EU Sanctions to be lifted

Here is what the EU has promised to lift:

  • Financial, banking, and insurance measures (transfer of funds between the EU and Iran, opening of representative offices, subsidiaries, or joint ventures in Iran/the EU by EU/Iranian banks or financial institutions, correspondent banking relationships, insurance and re-insurance for Iranian entities, financial messaging services to Iranian entities, EU member states’ commitment to provide financial support for trade with Iran (export credits, guarantees, insurance, etc.), and sale or purchase of public guaranteed bonds to and from Iran)
  • Oil, gas, and petrochemical sectors (import of Iranian crude oil and petroleum products, sale of equipment and technology, and financing to the oil and gas sector)
  • Shipping, shipbuilding, and transport sectors (sale of naval equipment and technology, access to European airports for Iranian carriers, cessation of inspection and seizure of cargoes from Iran, provision of bunkering or ship supply services)
  • Gold, other precious metals, banknotes, and coinage
  • Nuclear proliferation-related measures
  • Metals
  • Software
  • Arms
  • Asset freeze and visa ban on listed persons, entities, and bodies

To see which sanctions still remain in place today, the consolidated version of EU Regulation 267-2012 of April 16, 2016 is a good starting point.

U.S. Sanctions to be lifted

U.S. authorities have made similar commitments:

  • Financial and banking measures (lifting of sanctions on Iranian individuals and entities, lifting of sanctions on the Iranian Rial, provision of U.S. banknotes to the Government of Iran, transfer of Iranian revenue held abroad, possibility to purchase Iranian sovereign debt, and the capacity to provide financial messaging services to Iranian financial institutions)
  • Insurance measures (insurance to Iranian entities)
  • Energy and petrochemical sectors (lifting sanctions on Iranian crude oil sales, petrochemical products, and natural gas, possibility to provide investment, technological, and technical expertise)
  • Shipping, shipbuilding, and port sectors
  • Gold and other precious metals
  • Software and metals
  • Automotive sector
  • Removal of Iranian persons and entities from U.S. sanctions listings
  • Nuclear proliferation-related measures (lifting of sanctions linked to the mining, production, or transportation of uranium)
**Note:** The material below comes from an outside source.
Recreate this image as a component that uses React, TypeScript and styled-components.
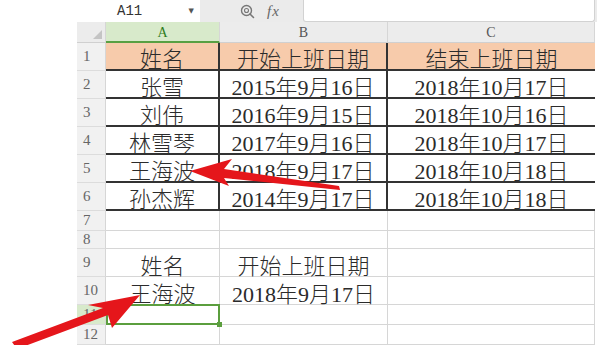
import React from "react";
import styled, { createGlobalStyle, css } from "styled-components";

const GlobalStyle = createGlobalStyle`
  html, body {
    margin: 0;
    padding: 0;
    background: #fff;
  }
`;

type Kind = "head" | "data" | "plain";

interface RowDef {
  n: number;
  h: number;
  kind: Kind;
  cells: [string, string, string];
}

const rows: RowDef[] = [
  { n: 1, h: 28, kind: "head", cells: ["姓名", "开始上班日期", "结束上班日期"] },
  { n: 2, h: 28, kind: "data", cells: ["张雪", "2015年9月16日", "2018年10月17日"] },
  { n: 3, h: 28, kind: "data", cells: ["刘伟", "2016年9月15日", "2018年10月16日"] },
  { n: 4, h: 28, kind: "data", cells: ["林雪琴", "2017年9月16日", "2018年10月17日"] },
  { n: 5, h: 28, kind: "data", cells: ["王海波", "2018年9月17日", "2018年10月18日"] },
  { n: 6, h: 28, kind: "data", cells: ["孙杰辉", "2014年9月17日", "2018年10月18日"] },
  { n: 7, h: 20, kind: "plain", cells: ["", "", ""] },
  { n: 8, h: 18, kind: "plain", cells: ["", "", ""] },
  { n: 9, h: 28, kind: "plain", cells: ["姓名", "开始上班日期", ""] },
  { n: 10, h: 28, kind: "plain", cells: ["王海波", "2018年9月17日", ""] },
  { n: 11, h: 20, kind: "plain", cells: ["", "", ""] },
  { n: 12, h: 20, kind: "plain", cells: ["", "", ""] },
];

const ACTIVE_ROW = 11;

const Page = styled.div`
  position: relative;
  width: 600px;
  height: 345px;
  overflow: hidden;
  display: flex;
  background: #fff;
`;

const Gutter = styled.div`
  width: 77px;
  flex-shrink: 0;
`;

const Workbook = styled.div`
  display: flex;
  flex-direction: column;
  width: 520px;
`;

const FormulaBar = styled.div`
  display: flex;
  align-items: stretch;
  height: 23px;
  background: #ebebeb;
`;

const NameBox = styled.div`
  width: 123px;
  background: #fff;
  display: flex;
  align-items: center;
  justify-content: space-between;
  padding: 0 6px 1px 40px;
  box-sizing: border-box;
  font-family: "Liberation Mono", monospace;
  font-size: 14px;
  color: #333;
`;

const Caret = styled.span`
  font-family: "DejaVu Sans", sans-serif;
  font-size: 7px;
  color: #555;
`;

const Tools = styled.div`
  width: 103px;
  display: flex;
  align-items: center;
  gap: 12px;
  padding-left: 40px;
  box-sizing: border-box;
`;

const Fx = styled.span`
  font-family: "Liberation Serif", serif;
  font-style: italic;
  font-size: 15px;
  color: #666;
  letter-spacing: 1px;
`;

const FormulaInput = styled.div`
  flex: 1;
  margin-right: 2px;
  background: #fff;
  border: 1px solid #d2d2d2;
  border-top: none;
  border-radius: 0 0 3px 3px;
`;

const Grid = styled.div`
  display: grid;
  grid-template-columns: 29px 114px 168px 207px;
`;

const Corner = styled.div`
  height: 21px;
  background: #ececec;
  border-right: 1px solid #d6d6d6;
  border-bottom: 1px solid #d0d0d0;
  box-sizing: border-box;
  display: flex;
  align-items: flex-end;
  justify-content: flex-end;
  padding: 0 3px 3px 0;
`;

const CornerMark = styled.div`
  width: 0;
  height: 0;
  border-left: 9px solid transparent;
  border-bottom: 9px solid #c4c4c4;
`;

const ColHead = styled.div<{ $active?: boolean }>`
  height: 21px;
  box-sizing: border-box;
  display: flex;
  align-items: flex-end;
  justify-content: center;
  padding-bottom: 1px;
  font-family: "Liberation Serif", serif;
  font-size: 14px;
  color: #555;
  background: #ececec;
  border-right: 1px solid #d6d6d6;
  border-bottom: 1px solid #d0d0d0;
  ${(p) =>
    p.$active &&
    css`
      background: #d8eacb;
      color: #2f7d22;
      border-bottom: 2px solid #58a043;
      padding-bottom: 0;
    `}
`;

const RowHead = styled.div<{ $h: number; $active?: boolean }>`
  height: ${(p) => p.$h}px;
  box-sizing: border-box;
  display: flex;
  align-items: center;
  padding-left: 6px;
  font-family: "Liberation Serif", serif;
  font-size: 15px;
  color: #666;
  background: ${(p) => (p.$active ? "#d8eacb" : "#f1f1f1")};
  border-right: 1px solid #d6d6d6;
  border-bottom: 1px solid #dcdcdc;
`;

const Cell = styled.div<{ $h: number; $kind: Kind; $last?: boolean; $selected?: boolean }>`
  position: relative;
  height: ${(p) => p.$h}px;
  box-sizing: border-box;
  display: flex;
  align-items: center;
  justify-content: center;
  padding-top: 2px;
  font-family: "Liberation Serif", "Noto Sans CJK SC", serif;
  font-size: 22px;
  font-weight: 300;
  color: #2b2b2b;
  white-space: nowrap;
  border-bottom: 1px solid #d6d6d6;
  border-right: 1px solid #d6d6d6;
  ${(p) =>
    p.$kind !== "plain" &&
    css`
      border-bottom: 2px solid #333;
      border-right: ${p.$last ? "none" : "2px solid #333"};
    `}
  ${(p) =>
    p.$kind === "head" &&
    css`
      background: #f7cbab;
    `}
  ${(p) =>
    p.$selected &&
    css`
      &::after {
        content: "";
        position: absolute;
        left: 0;
        top: -1px;
        right: -1px;
        bottom: -1px;
        border: 2px solid #5b9e3e;
      }
      &::before {
        content: "";
        position: absolute;
        right: -3px;
        bottom: -3px;
        width: 5px;
        height: 5px;
        background: #5b9e3e;
        z-index: 1;
      }
    `}
`;

const ArrowLayer = styled.svg`
  position: absolute;
  left: 0;
  top: 0;
  pointer-events: none;
`;

const SearchIcon = () => (
  <svg width="15" height="15" viewBox="0 0 15 15" fill="none">
    <circle cx="6.5" cy="6.5" r="5" stroke="#777" strokeWidth="1.4" />
    <circle cx="6.5" cy="6.5" r="2" stroke="#777" strokeWidth="1.1" />
    <path d="M10 10 L13.5 13.5" stroke="#777" strokeWidth="1.6" strokeLinecap="round" />
  </svg>
);

export default function App() {
  return (
    <>
      <GlobalStyle />
      <Page>
        <Gutter />
        <Workbook>
          <FormulaBar>
            <NameBox>
              A11
              <Caret>▼</Caret>
            </NameBox>
            <Tools>
              <SearchIcon />
              <Fx>fx</Fx>
            </Tools>
            <FormulaInput />
          </FormulaBar>
          <Grid>
            <Corner>
              <CornerMark />
            </Corner>
            <ColHead $active>A</ColHead>
            <ColHead>B</ColHead>
            <ColHead>C</ColHead>
            {rows.map((r) => (
              <React.Fragment key={r.n}>
                <RowHead $h={r.h} $active={r.n === ACTIVE_ROW}>
                  {r.n}
                </RowHead>
                {r.cells.map((c, i) => (
                  <Cell
                    key={i}
                    $h={r.h}
                    $kind={r.kind}
                    $last={i === 2}
                    $selected={r.n === ACTIVE_ROW && i === 0}
                  >
                    {c}
                  </Cell>
                ))}
              </React.Fragment>
            ))}
          </Grid>
        </Workbook>
        <ArrowLayer width="600" height="345" viewBox="0 0 600 345">
          <polygon
            points="190,171 232,159 224,169 339,186 340,190 224,178 229,186"
            fill="#e5161b"
          />
          <polygon
            points="140,295 88,305 103,308 12,342 17,349 108,315 112,328"
            fill="#e5161b"
          />
        </ArrowLayer>
      </Page>
    </>
  );
}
To U.S. Department of the Treasury has summed up the current status of sanctions lifting in a guidance paper dated January 16, 2016, available here.

The Joint Comprehensive Plan of Action (JCPOA)
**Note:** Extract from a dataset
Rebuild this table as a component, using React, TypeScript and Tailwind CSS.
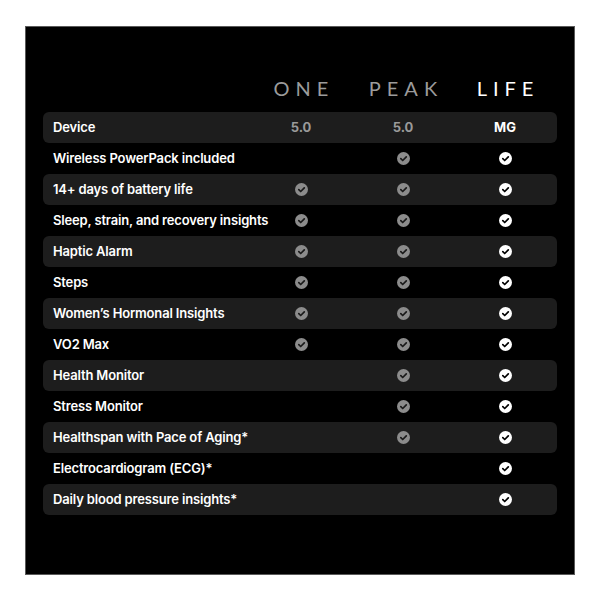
import React from "react";

type Mark = "none" | "grey" | "white";

const ROWS: { label: string; cells: (Mark | string)[] }[] = [
  { label: "Device", cells: ["5.0", "5.0", "MG"] },
  { label: "Wireless PowerPack included", cells: ["none", "grey", "white"] },
  { label: "14+ days of battery life", cells: ["grey", "grey", "white"] },
  { label: "Sleep, strain, and recovery insights", cells: ["grey", "grey", "white"] },
  { label: "Haptic Alarm", cells: ["grey", "grey", "white"] },
  { label: "Steps", cells: ["grey", "grey", "white"] },
  { label: "Women’s Hormonal Insights", cells: ["grey", "grey", "white"] },
  { label: "VO2 Max", cells: ["grey", "grey", "white"] },
  { label: "Health Monitor", cells: ["none", "grey", "white"] },
  { label: "Stress Monitor", cells: ["none", "grey", "white"] },
  { label: "Healthspan with Pace of Aging*", cells: ["none", "grey", "white"] },
  { label: "Electrocardiogram (ECG)*", cells: ["none", "none", "white"] },
  { label: "Daily blood pressure insights*", cells: ["none", "none", "white"] },
];

function Check({ tone }: { tone: "grey" | "white" }) {
  const fill = tone === "white" ? "#ffffff" : "#8c8c8c";
  const stroke = tone === "white" ? "#000000" : "#1a1a1a";
  return (
    <svg width="13" height="13" viewBox="0 0 13 13">
      <circle cx="6.5" cy="6.5" r="6.5" fill={fill} />
      <path d="M3.8 6.7 L5.7 8.5 L9.3 4.8" fill="none" stroke={stroke} strokeWidth="1.7" strokeLinecap="round" strokeLinejoin="round" />
    </svg>
  );
}

function Cell({ value, col }: { value: Mark | string; col: number }) {
  if (value === "none") return <div />;
  if (value === "grey" || value === "white") {
    return (
      <div className="flex items-center justify-center">
        <Check tone={value} />
      </div>
    );
  }
  return (
    <div className={`text-center text-[13px] font-bold ${col === 2 ? "text-white" : "text-[#9a9a9a]"}`}>{value}</div>
  );
}

export default function App() {
  return (
    <div className="flex h-[600px] w-[600px] items-start bg-white pl-[25px] pt-[26px]" style={{ fontFamily: "Inter, 'Open Sans', sans-serif" }}>
      <div className="h-[549px] w-[550px] border border-[#5a5a5a] bg-black pl-[17px] pt-[49px]">
        <div className="grid w-[514px] grid-cols-[207px_102px_102px_102px] pb-[12px]">
          <div />
          {["ONE", "PEAK", "LIFE"].map((h, i) => (
            <div
              key={h}
              className={`pl-[0.3em] text-center text-[20px] font-normal leading-[24px] tracking-[0.3em] ${i === 2 ? "text-white" : "text-[#9b9b9b]"}`}
              style={{ fontFamily: "Lato, 'Open Sans', sans-serif" }}
            >
              {h}
            </div>
          ))}
        </div>
        <div className="flex w-[514px] flex-col">
          {ROWS.map((row, i) => (
            <div
              key={row.label}
              className={`grid h-[31px] grid-cols-[207px_102px_102px_102px] items-center rounded-[6px] ${i % 2 === 0 ? "bg-[#1d1d1d]" : "bg-black"}`}
            >
              <div className="whitespace-nowrap pl-[10px] text-[13px] font-semibold tracking-[-0.012em] text-white">{row.label}</div>
              {row.cells.map((c, j) => (
                <Cell key={j} value={c} col={j} />
              ))}
            </div>
          ))}
        </div>
      </div>
    </div>
  );
}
As a background, the above commitments from the EU and the U.S. have been fixed in the Joint Comprehensive Plan of Action, which the UN Security Council has endorsed, on July 20, 2015. The goal of the JCPOA is to promote and facilitate the development of normal economic and trade contacts and cooperation with Iran.
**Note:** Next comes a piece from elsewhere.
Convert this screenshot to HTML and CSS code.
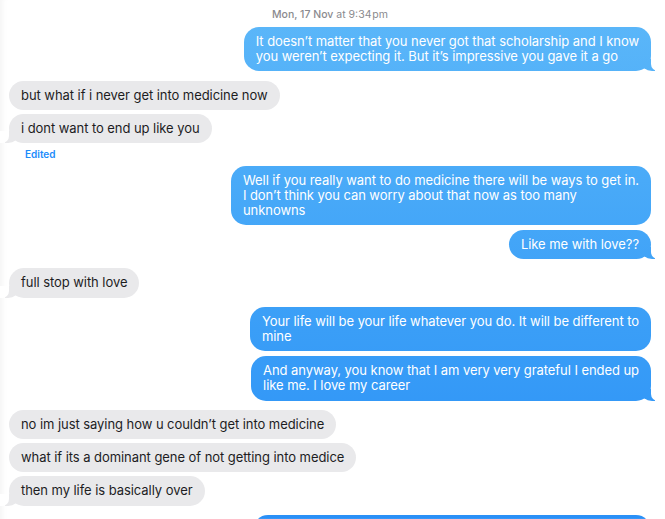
FILE: index.html
```html
<!DOCTYPE html>
<html>
<head>
<meta charset="utf-8">
<link rel="stylesheet" href="styles.css">
</head>
<body>
<div class="chat">
	<div class="stamp"><b>Mon, 17 Nov</b> at 9:34&#8202;pm</div>

	<div class="group sent">
		<div class="msg tail">It doesn’t matter that you never got that scholarship and I know<br>you weren’t expecting it. But it’s impressive you gave it a go</div>
	</div>

	<div class="group recv">
		<div class="msg">but what if i never get into medicine now</div>
		<div class="msg tail">i dont want to end up like you</div>
		<div class="edited">Edited</div>
	</div>

	<div class="group sent">
		<div class="msg">Well if you really want to do medicine there will be ways to get in.<br>I don’t think you can worry about that now as too many<br>unknowns</div>
		<div class="msg tail">Like me with love??</div>
	</div>

	<div class="group recv">
		<div class="msg tail">full stop with love</div>
	</div>

	<div class="group sent">
		<div class="msg">Your life will be your life whatever you do. It will be different to<br>mine</div>
		<div class="msg tail">And anyway, you know that I am very very grateful I ended up<br>like me. I love my career</div>
	</div>

	<div class="group recv">
		<div class="msg">no im just saying how u couldn’t get into medicine</div>
		<div class="msg">what if its a dominant gene of not getting into medice</div>
		<div class="msg tail">then my life is basically over</div>
	</div>

	<div class="group sent">
		<div class="msg wide">&nbsp;<br>&nbsp;</div>
	</div>
</div>
</body>
</html>
```

FILE: styles.css
```css
html, body {
	margin: 0;
	background: #fff;
	overflow: hidden;
}
body {
	font-family: Inter, "Liberation Sans", sans-serif;
	font-size: 13px;
	color: #1d1d1f;
	box-shadow: inset 7px 0 6px -5px rgba(0,0,0,0.05);
	min-height: 519px;
}
.chat {
	padding: 8px 14px 0 9px;
	display: flex;
	flex-direction: column;
	gap: 9.5px;
}
.stamp {
	text-align: center;
	font-size: 10.5px;
	color: #8a8a8e;
	line-height: 13px;
	margin-bottom: -3.5px;
}
.stamp b {
	font-weight: 500;
}
.group {
	display: flex;
	flex-direction: column;
	gap: 4px;
}
.sent {
	align-items: flex-end;
	gap: 5px;
}
.recv {
	align-items: flex-start;
}
.msg {
	position: relative;
	padding: 7px 12px 7.2px;
	line-height: 15px;
	border-radius: 15px;
	white-space: nowrap;
	letter-spacing: -0.06px;
}
.msg.wide {
	width: 374px;
}
.sent .msg {
	color: #fff;
	background: linear-gradient(#5db8f9 0px, #49aaf8 180px, #3a9ef7 330px, #2a90f7 519px);
	background-attachment: fixed;
}
.recv .msg {
	background: #e9e9eb;
}
.msg.tail::before,
.msg.tail::after {
	content: "";
	position: absolute;
	bottom: 0;
	height: 12px;
}
.sent .msg.tail::before {
	right: -4px;
	width: 14px;
	background: inherit;
	border-bottom-left-radius: 11px 9px;
}
.sent .msg.tail::after {
	right: -10px;
	width: 10px;
	background: #fff;
	border-bottom-left-radius: 7px;
}
.recv .msg.tail::before {
	left: -4px;
	width: 14px;
	background: #e9e9eb;
	border-bottom-right-radius: 11px 9px;
}
.recv .msg.tail::after {
	left: -10px;
	width: 10px;
	background: #fff;
	border-bottom-right-radius: 7px;
}
.edited {
	font-size: 10px;
	font-weight: 600;
	line-height: 12px;
	color: #1b8cfb;
	margin: 1px 0 -4px 16px;
}
```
On Iran’s side, the Government

  • reaffirms that under no circumstances will Iran ever seek, develop or acquire any nuclear weapons;
  • agrees to limit its uranium enrichment and uranium enrichment related activities including R&D activities to a maximum uranium enrichment of 3.67 % for 15 years;
  • engages to implement the roadmap agreed upon with the IAEA, especially with regards to the new heavy water research reactor in Arak;
  • shall allow the IAEA to monitor its nuclear commitments.

In return, the international community commits to lift sanctions as outlined above.

A look at the implementation plan of the JCPOA shows that the topic will stay with us for some time: The IAEA is granted 8 years until it shall reach the broader conclusion that all nuclear material in Iran remains in peaceful activities and the UN Security Council is granted additional two years to fully terminate the sanctions lifting process.